# [Work to do]
Reproduce the lines of the material exactly, excluding every image.

━━ Provided records

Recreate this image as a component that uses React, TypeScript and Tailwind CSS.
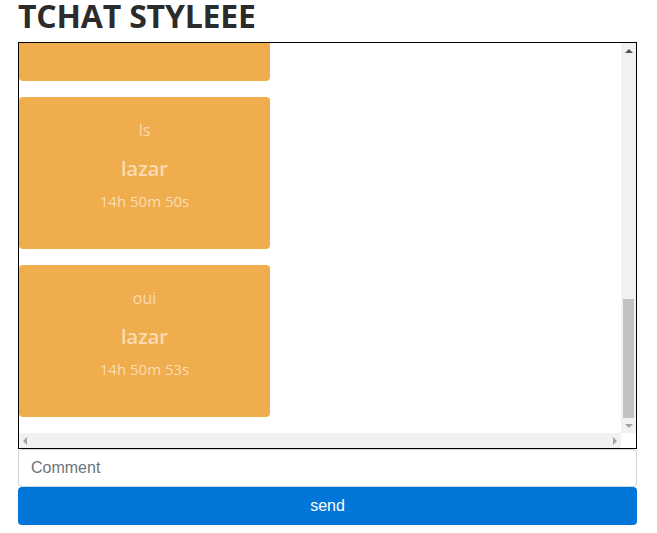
import React, { useEffect, useRef } from "react";

const messages = [
	{ text: "salut", author: "lazar", time: "14h 49m 12s" },
	{ text: "ça va ?", author: "lazar", time: "14h 49m 30s" },
	{ text: "test", author: "lazar", time: "14h 50m 02s" },
	{ text: "yo", author: "lazar", time: "14h 50m 21s" },
	{ text: "hello", author: "lazar", time: "14h 50m 44s" },
	{ text: "ls", author: "lazar", time: "14h 50m 50s" },
	{ text: "oui", author: "lazar", time: "14h 50m 53s" },
];

function Message({ text, author, time }: { text: string; author: string; time: string }) {
	return (
		<div className="w-[251px] h-[152px] shrink-0 mt-4 rounded bg-[#f0ad4e] text-[#fadcb0] flex flex-col items-center pt-[22px]">
			<div className="text-[16px] leading-[22px]">{text}</div>
			<div className="text-[20px] font-semibold leading-[28px] mt-[14px]">{author}</div>
			<div className="text-[15px] leading-[22px] mt-[7px]">{time}</div>
		</div>
	);
}

function Arrow({ dir, color }: { dir: "up" | "down" | "left" | "right"; color: string }) {
	const pts = {
		up: "0,4 8,4 4,0",
		down: "0,0 8,0 4,4",
		left: "4,0 4,8 0,4",
		right: "0,0 0,8 4,4",
	}[dir];
	const vert = dir === "up" || dir === "down";
	return (
		<svg width={vert ? 8 : 4} height={vert ? 4 : 8} viewBox={vert ? "0 0 8 4" : "0 0 4 8"}>
			<polygon points={pts} fill={color} />
		</svg>
	);
}

export default function App() {
	const boxRef = useRef<HTMLDivElement>(null);

	useEffect(() => {
		if (boxRef.current) boxRef.current.scrollTop = boxRef.current.scrollHeight;
	}, []);

	return (
		<div className="px-[18px] bg-white font-['Open_Sans',sans-serif]">
			<h1 className="text-[32px] font-bold leading-[32px] text-[#2b2b2b] mb-[10px] tracking-[-0.2px]">
				TCHAT STYLEEE
			</h1>
			<div className="w-[619px] h-[407px] border border-black flex flex-col">
				<div className="flex flex-1 min-h-0">
					<div ref={boxRef} className="flex-1 overflow-hidden">
						<div className="flex flex-col pb-4">
							{messages.map((m, i) => (
								<Message key={i} {...m} />
							))}
						</div>
					</div>
					<div className="w-[15px] bg-[#f1f1f1] flex flex-col items-center">
						<div className="h-[15px] flex items-center justify-center">
							<Arrow dir="up" color="#505050" />
						</div>
						<div className="flex-1 flex flex-col justify-end w-full px-[2px]">
							<div className="h-[119px] bg-[#c1c1c1]" />
						</div>
						<div className="h-[15px] flex items-center justify-center">
							<Arrow dir="down" color="#a3a3a3" />
						</div>
					</div>
				</div>
				<div className="flex h-[15px]">
					<div className="flex-1 bg-[#f1f1f1] flex items-center justify-between px-[4px]">
						<Arrow dir="left" color="#a3a3a3" />
						<Arrow dir="right" color="#a3a3a3" />
					</div>
					<div className="w-[15px] bg-white" />
				</div>
			</div>
			<input
				className="block w-[619px] h-[38px] border border-[#ced4da] rounded px-3 text-[16px] font-['Liberation_Sans',Arial,sans-serif] placeholder:text-[#6c757d] outline-none"
				placeholder="Comment"
			/>
			<button className="block w-[619px] h-[38px] rounded bg-[#0275d8] text-white text-[16px] font-['Liberation_Sans',Arial,sans-serif]">
				send
			</button>
		</div>
	);
}
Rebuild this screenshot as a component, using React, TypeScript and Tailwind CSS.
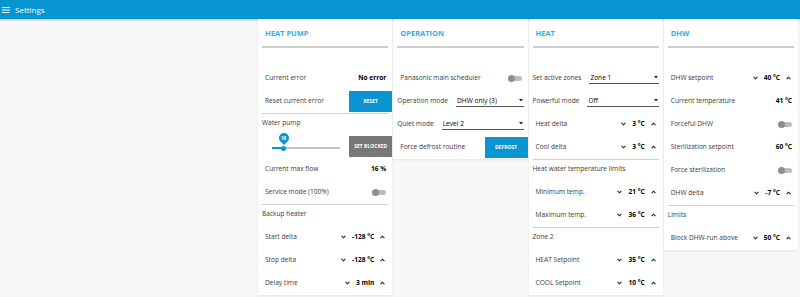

━━━━

# [Finished answer]
Recreate this image as a component that uses React, TypeScript and Tailwind CSS.
import React, { useEffect, useRef } from "react";

const messages = [
	{ text: "salut", author: "lazar", time: "14h 49m 12s" },
	{ text: "ça va ?", author: "lazar", time: "14h 49m 30s" },
	{ text: "test", author: "lazar", time: "14h 50m 02s" },
	{ text: "yo", author: "lazar", time: "14h 50m 21s" },
	{ text: "hello", author: "lazar", time: "14h 50m 44s" },
	{ text: "ls", author: "lazar", time: "14h 50m 50s" },
	{ text: "oui", author: "lazar", time: "14h 50m 53s" },
];

function Message({ text, author, time }: { text: string; author: string; time: string }) {
	return (
		<div className="w-[251px] h-[152px] shrink-0 mt-4 rounded bg-[#f0ad4e] text-[#fadcb0] flex flex-col items-center pt-[22px]">
			<div className="text-[16px] leading-[22px]">{text}</div>
			<div className="text-[20px] font-semibold leading-[28px] mt-[14px]">{author}</div>
			<div className="text-[15px] leading-[22px] mt-[7px]">{time}</div>
		</div>
	);
}

function Arrow({ dir, color }: { dir: "up" | "down" | "left" | "right"; color: string }) {
	const pts = {
		up: "0,4 8,4 4,0",
		down: "0,0 8,0 4,4",
		left: "4,0 4,8 0,4",
		right: "0,0 0,8 4,4",
	}[dir];
	const vert = dir === "up" || dir === "down";
	return (
		<svg width={vert ? 8 : 4} height={vert ? 4 : 8} viewBox={vert ? "0 0 8 4" : "0 0 4 8"}>
			<polygon points={pts} fill={color} />
		</svg>
	);
}

export default function App() {
	const boxRef = useRef<HTMLDivElement>(null);

	useEffect(() => {
		if (boxRef.current) boxRef.current.scrollTop = boxRef.current.scrollHeight;
	}, []);

	return (
		<div className="px-[18px] bg-white font-['Open_Sans',sans-serif]">
			<h1 className="text-[32px] font-bold leading-[32px] text-[#2b2b2b] mb-[10px] tracking-[-0.2px]">
				TCHAT STYLEEE
			</h1>
			<div className="w-[619px] h-[407px] border border-black flex flex-col">
				<div className="flex flex-1 min-h-0">
					<div ref={boxRef} className="flex-1 overflow-hidden">
						<div className="flex flex-col pb-4">
							{messages.map((m, i) => (
								<Message key={i} {...m} />
							))}
						</div>
					</div>
					<div className="w-[15px] bg-[#f1f1f1] flex flex-col items-center">
						<div className="h-[15px] flex items-center justify-center">
							<Arrow dir="up" color="#505050" />
						</div>
						<div className="flex-1 flex flex-col justify-end w-full px-[2px]">
							<div className="h-[119px] bg-[#c1c1c1]" />
						</div>
						<div className="h-[15px] flex items-center justify-center">
							<Arrow dir="down" color="#a3a3a3" />
						</div>
					</div>
				</div>
				<div className="flex h-[15px]">
					<div className="flex-1 bg-[#f1f1f1] flex items-center justify-between px-[4px]">
						<Arrow dir="left" color="#a3a3a3" />
						<Arrow dir="right" color="#a3a3a3" />
					</div>
					<div className="w-[15px] bg-white" />
				</div>
			</div>
			<input
				className="block w-[619px] h-[38px] border border-[#ced4da] rounded px-3 text-[16px] font-['Liberation_Sans',Arial,sans-serif] placeholder:text-[#6c757d] outline-none"
				placeholder="Comment"
			/>
			<button className="block w-[619px] h-[38px] rounded bg-[#0275d8] text-white text-[16px] font-['Liberation_Sans',Arial,sans-serif]">
				send
			</button>
		</div>
	);
}
Rebuild this screenshot as a component, using React, TypeScript and Tailwind CSS.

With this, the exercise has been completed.